Additional promotional consolidation should give Supervalu a particular lift among its traditionally oriented supermarket chains, such as Jewel and Shaw's. They focus more on service, and natural and gourmet food than its discount-oriented Save-A-Lot chain does, and they took a sales hit after the recession struck and some shoppers came to perceive them as too pricey.

Reorganization can help Supervalu not only on the promotional part of its pricing strategy but another it is pursuing. Supervalu plans to change how it handles convenience products that consumers expect to find in stores but that don't necessarily drive purchasing when they go on sale, Herkert said. Going forward, Supervalu plans to offer them at basic everyday prices that it will set close to the lowest offered by competitors.

The move takes them out of the promotional cycle and allows the company to cut labor costs associated with tasks such as regularly changing prices. Yet, Supervalu can benefit in another way as well.
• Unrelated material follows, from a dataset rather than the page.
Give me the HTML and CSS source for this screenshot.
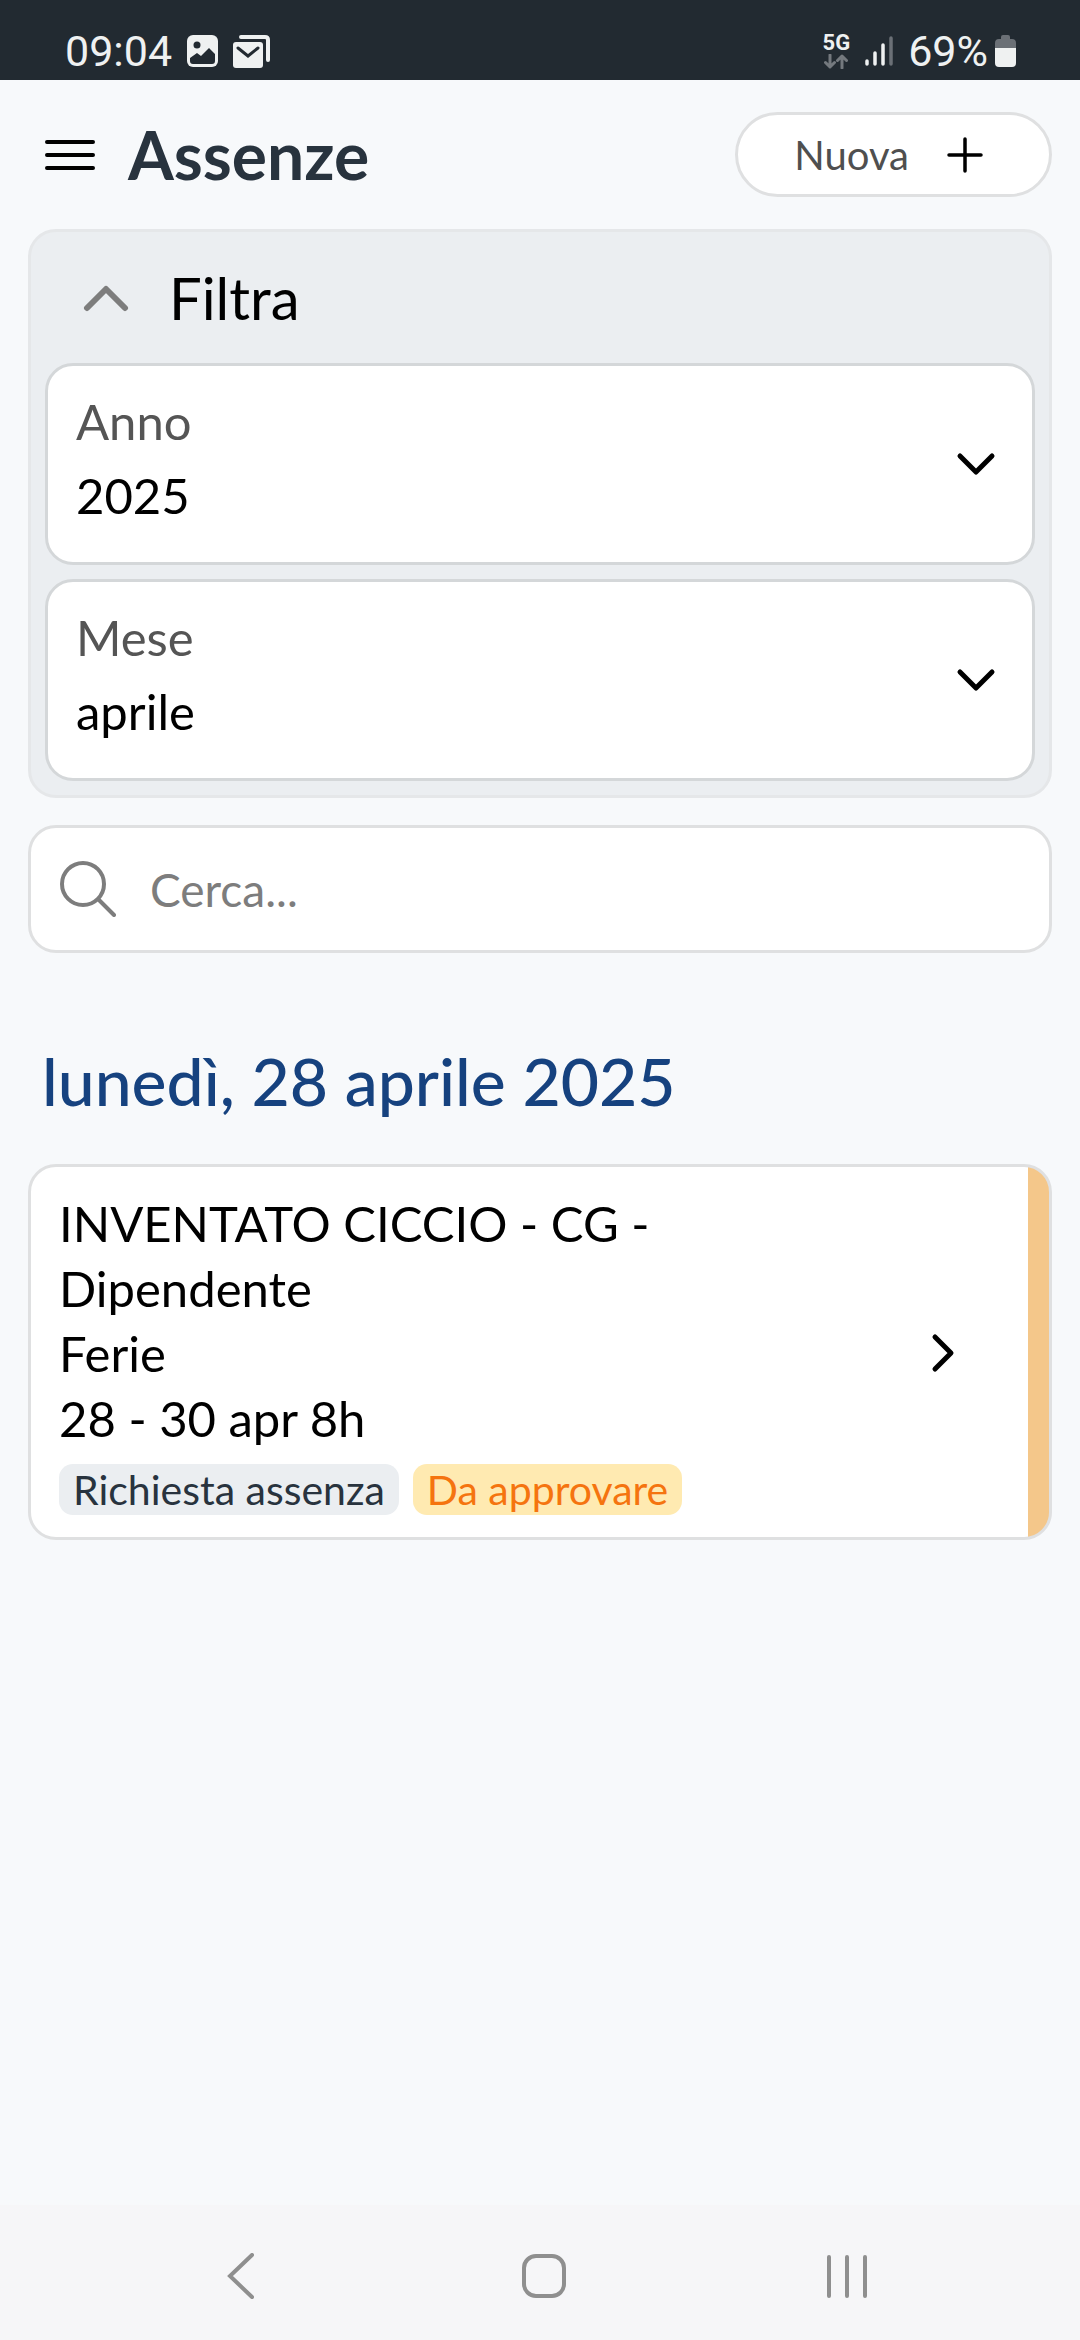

To the extent Supervalu works with vendors to unify and consolidate purchasing across the divisions, it can scale back marginal items, drive sales on the remainder and, with volume gaining, quality for bigger price breaks from those companies supplying what it still carries. With those volume discounts hand, Supervalu can set everyday prices lower and/or take more profit.

Considered together, the changes planned will help Supervalu focus promotions on products that generate a big reaction from consumers when they are offered on sale, driving more shoppers through its doors. They will provide suppliers with opportunities to drive higher sales volumes themselves, but at the cost of helping the company lower prices and inform customers that shopping its stores is less expensive, making Supervalu more competitive with its rivals.